Don't over clean it !

Light soap And water for the dirt.

Wipe dry with a clean cloth.

There are a lot of car cleaners and wax that will help bring back faded paint.


----------



## abe lugo (Jul 5, 2019)

For the tire you can look into TUFO tires.  You are luck as they have thinner single tubes that would work great on that bike.  You do need to measure the ISO of the rim to see if they make a tire that will fit.   Look it up.


----------



## Dweber (Jul 5, 2019)

Beautiful Bike!


----------



## videoranger (Jul 5, 2019)

Like catfish says be very gentle as pinstripes and decals become more fragile with age. Even waxing can possibly damage them. That is an exceptional early Paramount and a valuable original bike. Fine bronze wool and a quality metal polish like Mothers should be fine for plated parts and spokes. Cad plated parts probably best to use soap and water with soft cloth. Just as it is now is better than erasing the thin pinstripes or damaging decals. That's a great find.
.


----------



## rustjunkie (Jul 5, 2019)

beautiful. 
looking at the pic, I don't see how anything would be gained by cleaning.


----------



## alexander55 (Jul 5, 2019)

Thank you for the guidance.  This is REALLY helpful.


----------



## alexander55 (Jul 5, 2019)

rustjunkie said:


> beautiful.
> looking at the pic, I don't see how anything would be gained by cleaning.




Thank you very much.

Would the wood rims benefit any from any kind of oil or treatment or anything....or just leave them alone!


----------



## Dave K (Jul 5, 2019)

Be very very very careful with the pinstripes.  Honestly looks fantastic is it sits.


----------



## slowride (Jul 5, 2019)

Hello Alexander,
I was  asking the same questions as you recently and came across this.
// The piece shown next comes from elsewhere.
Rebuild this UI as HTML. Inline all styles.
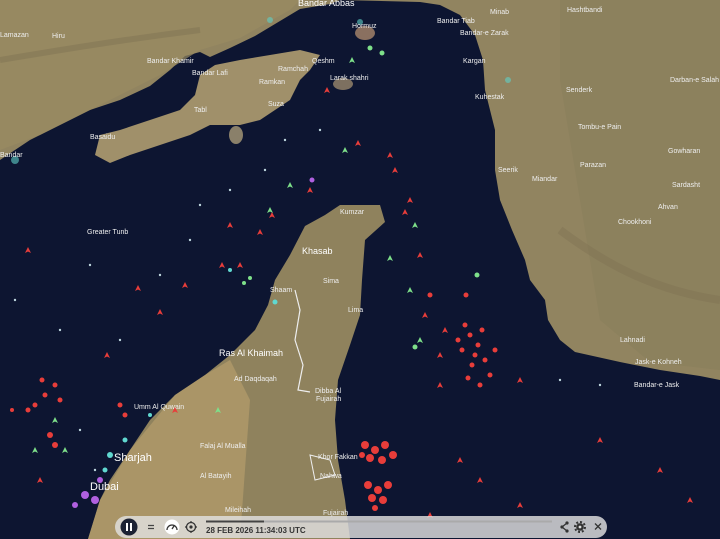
<!DOCTYPE html>
<html><head><meta charset="utf-8"><style>
html,body{margin:0;padding:0;width:720px;height:539px;overflow:hidden;background:#0d1531}
svg{position:absolute;left:0;top:0}
text{font-family:"Liberation Sans",sans-serif;fill:#eee;font-size:7px}
.b{font-size:9px;fill:#fff}
.bar{position:absolute;left:115px;top:516px;width:492px;height:22px;border-radius:11px;background:rgba(225,225,225,0.82)}
</style></head><body>
<svg width="720" height="539" viewBox="0 0 720 539">
<defs>
<path id="t" d="M0,-3 L3,3 L0,1.5 L-3,3Z"/>
</defs>
<rect width="720" height="539" fill="#0d1531"/>
<!-- Iran mainland -->
<path d="M0,0 L720,0 L720,380 L700,376 L660,370 L620,362 L575,352 L560,340 L548,320 L545,300 L530,280 L525,260 L512,230 L500,200 L495,170 L495,130 L485,90 L483,60 L475,35 L460,15 L440,5 L420,2 L340,0 L330,4 L300,9 L280,21 L255,36 L230,48 L210,57 L200,52 L185,56 L170,70 L150,86 L120,100 L90,110 L60,125 L30,140 L0,160Z" fill="#918460"/>
<path d="M0,0 L300,0 L290,10 L240,38 L200,50 L160,75 L100,105 L40,135 L0,150Z" fill="#9a8b62" opacity=".7"/>
<path d="M560,0 L720,0 L720,370 L650,362 L600,320 L580,200 L560,80Z" fill="#877d5a" opacity=".5"/>
<path d="M0,60 C60,50 120,40 200,30" stroke="#7a6e50" stroke-width="6" fill="none" opacity=".4"/>
<path d="M560,230 C600,260 650,290 720,300" stroke="#7a6e50" stroke-width="8" fill="none" opacity=".35"/>
<!-- Qeshm -->
<path d="M95,155 L100,135 L120,130 L150,120 L180,110 L195,95 L200,75 L215,65 L240,60 L270,55 L300,50 L320,55 L310,70 L300,80 L290,100 L275,110 L260,120 L240,125 L210,125 L190,135 L160,145 L130,155 L110,163Z" fill="#a0906a"/>
<ellipse cx="365" cy="33" rx="10" ry="7" fill="#8a7060"/>
<ellipse cx="343" cy="84" rx="10" ry="6" fill="#7d7060"/>
<ellipse cx="236" cy="135" rx="7" ry="9" fill="#8a806a"/>
<!-- Arabia / Musandam -->
<path d="M305,226 L325,215 L340,205 L380,205 L385,222 L365,240 L362,280 L360,315 L350,345 L338,380 L335,420 L338,460 L345,500 L350,539 L88,539 L100,500 L110,480 L130,450 L150,420 L175,395 L205,375 L230,355 L255,330 L268,305 L275,280 L290,255Z" fill="#8f825d"/>
<path d="M88,539 L100,500 L130,450 L175,395 L205,375 L230,360 L250,400 L240,539Z" fill="#b09a6a" opacity=".8"/>
<path d="M295,290 L300,310 L295,340 L303,365 L298,390 L310,392" stroke="#eee" stroke-width="1.2" fill="none"/>
<path d="M310,455 L330,460 L335,475 L315,480Z" stroke="#eee" stroke-width="1" fill="none"/>
<g fill="#5fd0c8" opacity=".6"><circle cx="15" cy="160" r="4"/><circle cx="360" cy="22" r="3"/><circle cx="270" cy="20" r="3"/><circle cx="508" cy="80" r="3"/></g>
<!-- labels -->
<text x="298" y="6" class="b">Bandar Abbas</text>
<text x="0" y="37">Lamazan</text><text x="52" y="38">Hiru</text>
<text x="352" y="28">Hormuz</text><text x="147" y="63">Bandar Khamir</text>
<text x="192" y="75">Bandar Lafi</text><text x="278" y="71">Ramchah</text>
<text x="312" y="63">Qeshm</text><text x="259" y="84">Ramkan</text>
<text x="330" y="80">Larak shahri</text><text x="194" y="112">Tabl</text>
<text x="268" y="106">Suza</text><text x="90" y="139">Basaidu</text>
<text x="0" y="157">Bandar</text><text x="437" y="23">Bandar Tiab</text>
<text x="460" y="35">Bandar-e Zarak</text><text x="463" y="63">Kargan</text>
<text x="475" y="99">Kuhestak</text><text x="490" y="14">Minab</text>
<text x="567" y="12">Hashtbandi</text><text x="670" y="82">Darban-e Salah</text>
<text x="566" y="92">Senderk</text><text x="578" y="129">Tombu-e Pain</text>
<text x="668" y="153">Gowharan</text><text x="580" y="167">Parazan</text>
<text x="498" y="172">Seerik</text><text x="532" y="181">Miandar</text>
<text x="672" y="187">Sardasht</text><text x="658" y="209">Ahvan</text>
<text x="618" y="224">Chookhoni</text><text x="620" y="342">Lahnadi</text>
<text x="635" y="364">Jask-e Kohneh</text><text x="634" y="387">Bandar-e Jask</text>
<text x="87" y="234">Greater Tunb</text><text x="340" y="214">Kumzar</text>
<text x="302" y="254" class="b">Khasab</text><text x="323" y="283">Sima</text>
<text x="270" y="292">Shaam</text><text x="348" y="312">Lima</text>
<text x="219" y="356" class="b">Ras Al Khaimah</text><text x="234" y="381">Ad Daqdaqah</text>
<text x="315" y="393">Dibba Al</text><text x="316" y="401">Fujairah</text>
<text x="134" y="409">Umm Al Quwain</text><text x="200" y="448">Falaj Al Mualla</text>
<text x="318" y="459">Khor Fakkan</text><text x="320" y="478">Nahwa</text>
<text x="200" y="478">Al Batayih</text><text x="114" y="461" class="b" style="font-size:11px">Sharjah</text>
<text x="90" y="490" class="b" style="font-size:11px">Dubai</text>
<text x="225" y="512">Mileihah</text><text x="323" y="515">Fujairah</text>
<g fill="#e83d3a">
<circle cx="465" cy="325" r="2.5"/><circle cx="470" cy="335" r="2.5"/><circle cx="478" cy="345" r="2.5"/><circle cx="462" cy="350" r="2.5"/><circle cx="485" cy="360" r="2.5"/><circle cx="472" cy="365" r="2.5"/><circle cx="490" cy="375" r="2.5"/><circle cx="480" cy="385" r="2.5"/><circle cx="468" cy="378" r="2.5"/><circle cx="475" cy="355" r="2.5"/><circle cx="458" cy="340" r="2.5"/><circle cx="482" cy="330" r="2.5"/><circle cx="495" cy="350" r="2.5"/><circle cx="466" cy="295" r="2.5"/><circle cx="430" cy="295" r="2.5"/>
<circle cx="365" cy="445" r="4"/><circle cx="375" cy="450" r="4"/><circle cx="385" cy="445" r="4"/><circle cx="393" cy="455" r="4"/><circle cx="370" cy="458" r="4"/><circle cx="382" cy="460" r="4"/><circle cx="362" cy="455" r="3"/>
<circle cx="368" cy="485" r="4"/><circle cx="378" cy="490" r="4"/><circle cx="388" cy="485" r="4"/><circle cx="372" cy="498" r="4"/><circle cx="383" cy="500" r="4"/><circle cx="375" cy="508" r="3"/>
<circle cx="42" cy="380" r="2.5"/><circle cx="55" cy="385" r="2.5"/><circle cx="45" cy="395" r="2.5"/><circle cx="60" cy="400" r="2.5"/><circle cx="35" cy="405" r="2.5"/><circle cx="28" cy="410" r="2.5"/><circle cx="50" cy="435" r="3"/><circle cx="55" cy="445" r="3"/><circle cx="120" cy="405" r="2.5"/><circle cx="125" cy="415" r="2.5"/><circle cx="12" cy="410" r="2"/>
<use href="#t" x="358" y="143"/><use href="#t" x="395" y="170"/><use href="#t" x="410" y="200"/><use href="#t" x="405" y="212"/><use href="#t" x="272" y="215"/><use href="#t" x="260" y="232"/><use href="#t" x="230" y="225"/><use href="#t" x="185" y="285"/><use href="#t" x="160" y="312"/><use href="#t" x="107" y="355"/><use href="#t" x="138" y="288"/><use href="#t" x="327" y="90"/><use href="#t" x="420" y="255"/><use href="#t" x="440" y="355"/><use href="#t" x="440" y="385"/><use href="#t" x="520" y="380"/><use href="#t" x="600" y="440"/><use href="#t" x="520" y="505"/><use href="#t" x="430" y="515"/><use href="#t" x="425" y="315"/><use href="#t" x="445" y="330"/><use href="#t" x="28" y="250"/><use href="#t" x="240" y="265"/><use href="#t" x="222" y="265"/><use href="#t" x="175" y="410"/><use href="#t" x="390" y="155"/><use href="#t" x="660" y="470"/><use href="#t" x="690" y="500"/><use href="#t" x="460" y="460"/><use href="#t" x="480" y="480"/><use href="#t" x="40" y="480"/><use href="#t" x="310" y="190"/>
</g>
<g fill="#7ee08a">
<use href="#t" x="345" y="150"/><use href="#t" x="290" y="185"/><use href="#t" x="270" y="210"/><use href="#t" x="352" y="60"/><use href="#t" x="415" y="225"/><use href="#t" x="420" y="340"/><use href="#t" x="218" y="410"/><use href="#t" x="55" y="420"/><use href="#t" x="65" y="450"/><use href="#t" x="35" y="450"/><use href="#t" x="410" y="290"/><use href="#t" x="390" y="258"/>
<circle cx="477" cy="275" r="2.5"/><circle cx="415" cy="347" r="2.5"/><circle cx="244" cy="283" r="2"/><circle cx="250" cy="278" r="2"/><circle cx="382" cy="53" r="2.5"/><circle cx="370" cy="48" r="2.5"/>
</g>
<g fill="#cfe9f0" opacity=".9">
<circle cx="200" cy="205" r="1.2"/><circle cx="160" cy="275" r="1.2"/><circle cx="90" cy="265" r="1.2"/><circle cx="60" cy="330" r="1.2"/><circle cx="120" cy="340" r="1.2"/><circle cx="285" cy="140" r="1.2"/><circle cx="320" cy="130" r="1.2"/><circle cx="265" cy="170" r="1.2"/><circle cx="230" cy="190" r="1.2"/><circle cx="190" cy="240" r="1.2"/><circle cx="600" cy="385" r="1.2"/><circle cx="560" cy="380" r="1.2"/><circle cx="95" cy="470" r="1.2"/><circle cx="80" cy="430" r="1.2"/><circle cx="15" cy="300" r="1.2"/>
</g>
<g fill="#b060e0"><circle cx="85" cy="495" r="4"/><circle cx="95" cy="500" r="4"/><circle cx="75" cy="505" r="3"/><circle cx="100" cy="480" r="3"/><circle cx="312" cy="180" r="2.5"/></g>
<g fill="#60d8d0"><circle cx="110" cy="455" r="3"/><circle cx="105" cy="470" r="2.5"/><circle cx="125" cy="440" r="2.5"/><circle cx="150" cy="415" r="2"/><circle cx="230" cy="270" r="2"/><circle cx="275" cy="302" r="2.5"/></g>
</svg>
<div class="bar">
<svg width="492" height="22" style="position:absolute;left:0;top:0">
<circle cx="14" cy="11" r="8.5" fill="#1c2233"/>
<rect x="11" y="7" width="2" height="8" fill="#fff"/><rect x="15" y="7" width="2" height="8" fill="#fff"/>
<path d="M33,9.5h6M33,12.5h6" stroke="#444" stroke-width="1.3"/>
<circle cx="57" cy="11" r="7.5" fill="#fff"/><path d="M52,14a5,5 0 1 1 10,0" stroke="#333" stroke-width="1.3" fill="none"/><path d="M57,13l2,-3" stroke="#333" stroke-width="1.3"/>
<circle cx="76" cy="11" r="4.5" stroke="#333" stroke-width="1.3" fill="none"/><circle cx="76" cy="11" r="1.6" fill="#333"/><path d="M76,5v2M76,15v2M70,11h2M80,11h2" stroke="#333" stroke-width="1.2"/>
<rect x="91" y="4.5" width="346" height="2" fill="#aaa"/><rect x="91" y="4.5" width="58" height="2" fill="#444"/>
<text x="91" y="17" style="font-size:8px;font-weight:bold;fill:#333">28 FEB 2026 11:34:03 UTC</text>
<path d="M452,7l-5,4l5,4" stroke="#333" stroke-width="1.3" fill="none"/><circle cx="452" cy="7" r="1.6" fill="#333"/><circle cx="452" cy="15" r="1.6" fill="#333"/><circle cx="447" cy="11" r="1.6" fill="#333"/>
<circle cx="465" cy="11" r="3.8" fill="#333"/><circle cx="465" cy="11" r="5" stroke="#333" stroke-width="2" stroke-dasharray="2 1.9" fill="none"/><circle cx="465" cy="11" r="1.4" fill="#ddd"/>
<path d="M480,7.5l6,6M486,7.5l-6,6" stroke="#333" stroke-width="1.3"/>
</svg>
</div>
</body></html>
These people know how to preserve old machines. 
https://www.thehenryford.org/docs/d...-motorized-vehicles-conservation.pdf?sfvrsn=2
Cheers,
Steve


----------



## fattyre (Jul 5, 2019)

Bike looks amazing as is.  

Maybe clean the hub/headset/bottom bracket internals and pack some fresh grease, but I would be very careful not to disturb any of the grime on the external surfaces.  I’d even leave the grime on the chain ring.  

Age some new tubulars and I’d be ready to go.  

That’s what I’d do!


----------